De los finales hemos de aprender a vivir la vida plenamente, como la famosa frase de vive cada día como si fuera el último, que más que un final invita a vivir en el ahora consciente. Menos mal existen los finales y la misma muerte, porque imagínate que sería la vida si fuera eterna. A mi me resultaría agotador y aburrido, además es inevitable que llegue un momento en que el cuerpo físico quiera y necesite descanso, igual que el alma podrá estar lista para elevar anclas, como lo escribió el poeta colombiano Porfirio Barba Jacob en su bella canción de la vida profunda:
Mas hay también ¡Oh Tierra! un día... un día... un día… en que levamos anclas para jamás volver… Un día en que discurren vientos ineluctables ¡un día en que ya nadie nos puede retener!

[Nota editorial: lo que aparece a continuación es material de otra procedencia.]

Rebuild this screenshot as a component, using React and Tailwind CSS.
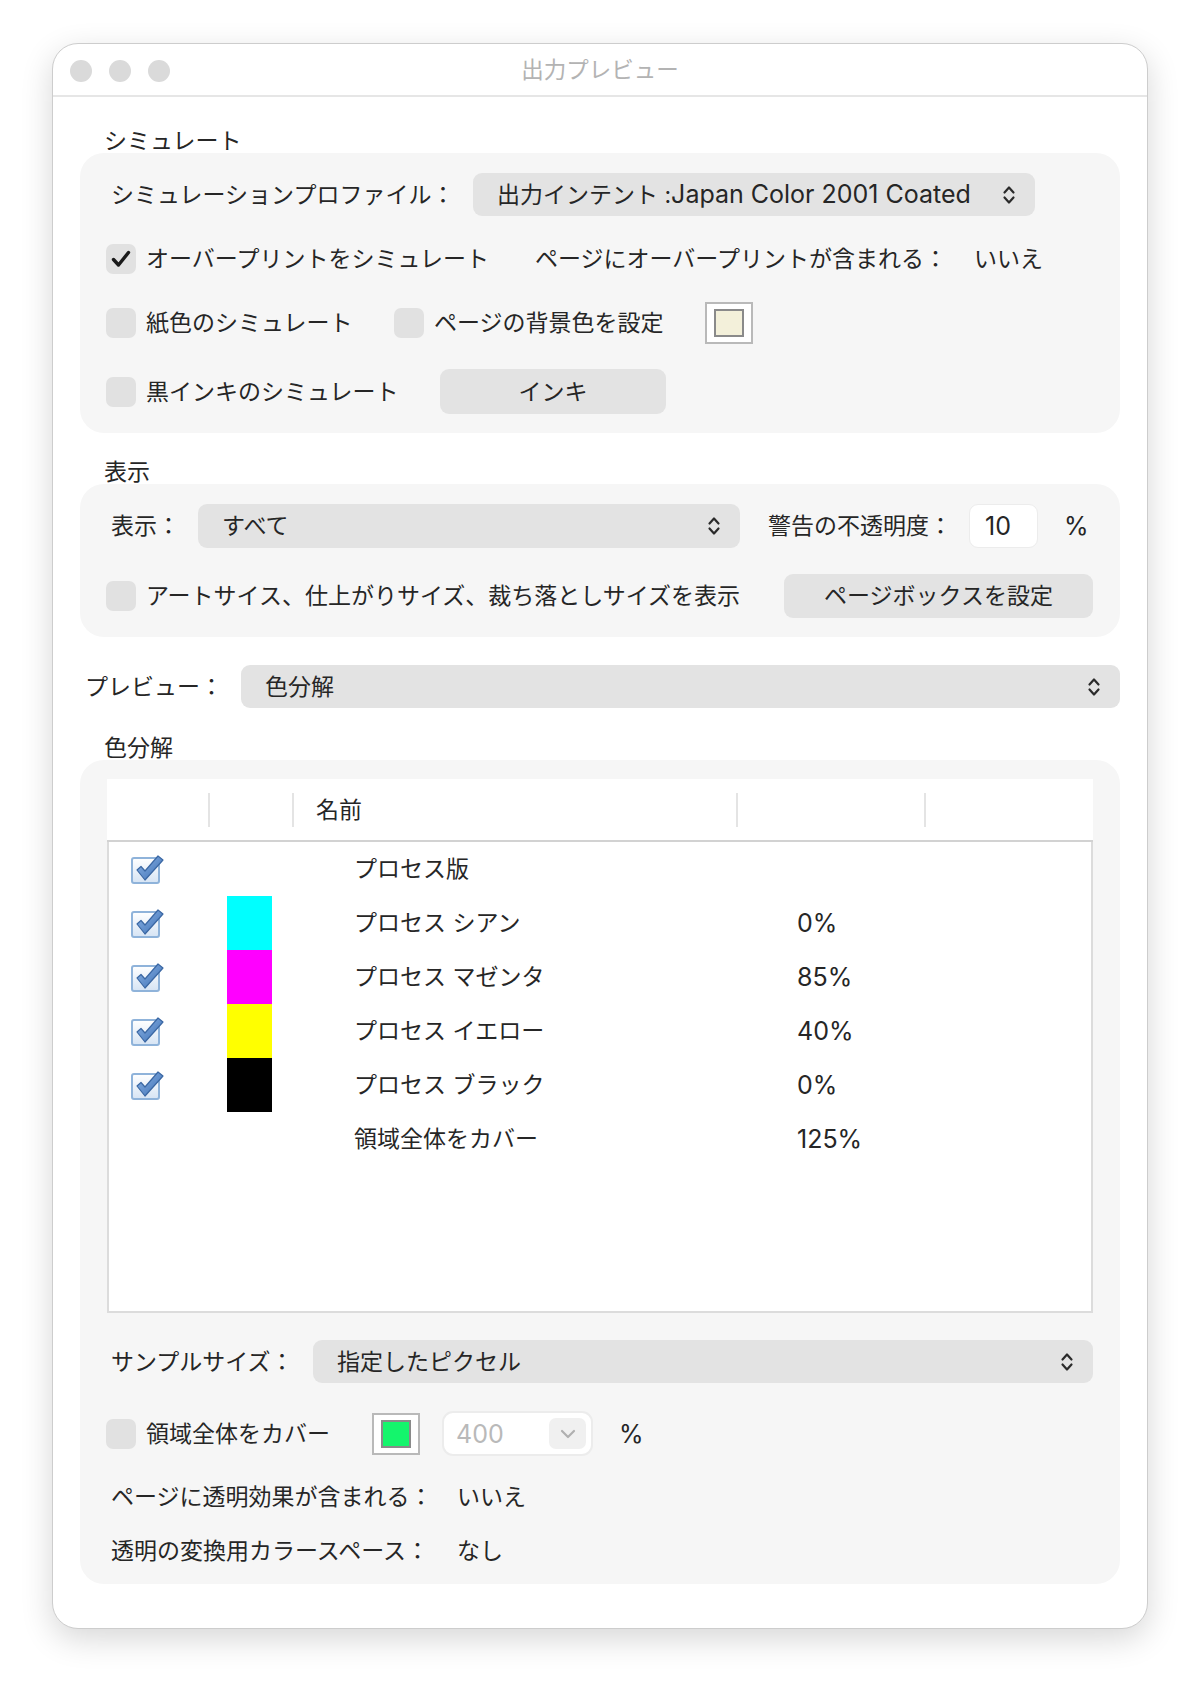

Del final que es la muerte aprendí de mi madre, que es una sabia pasadora a otros planos o acompañante de almas en el proceso de la muerte, a no tenerle miedo, a mirar a los ojos a quienes están enfermos terminales, a acompañarles y manifestar el amor, tomarles de la mano y decirles que morir es parte de la vida, que se puede agradecer todo lo vivido, soltando las culpas que atan al dolor y limitan la posibilidad de honrar la experiencia de todo lo vivido para poder poner el punto final para el buen partir.
Es bueno saber que la energía que somos no muere, simplemente se transforma. Esto no es una creencia espiritual, sino una de las leyes de la física que a todos nos enseñaron y aún sabiéndola la negamos. Morir es una transición a otros planos, igual que las transiciones que hacemos cuando dejamos de ser niños y empezamos a ser adolescentes, cuando dejamos de serlo para ser jóvenes y cuando dejamos de ser tan jóvenes para ser llamados señores o señoras, seres con canas que tenemos arrugas y con fortuna vamos cuidando y viendo como nuestro cuerpo va evolucionando, acercándose al encuentro con un final. El final de ciclo de la vida.
Ese día, cuando reconozcamos la dualidad complementaria de la vida y la muerte, entonces estaremos listos para vivir nuevas experiencias debidas.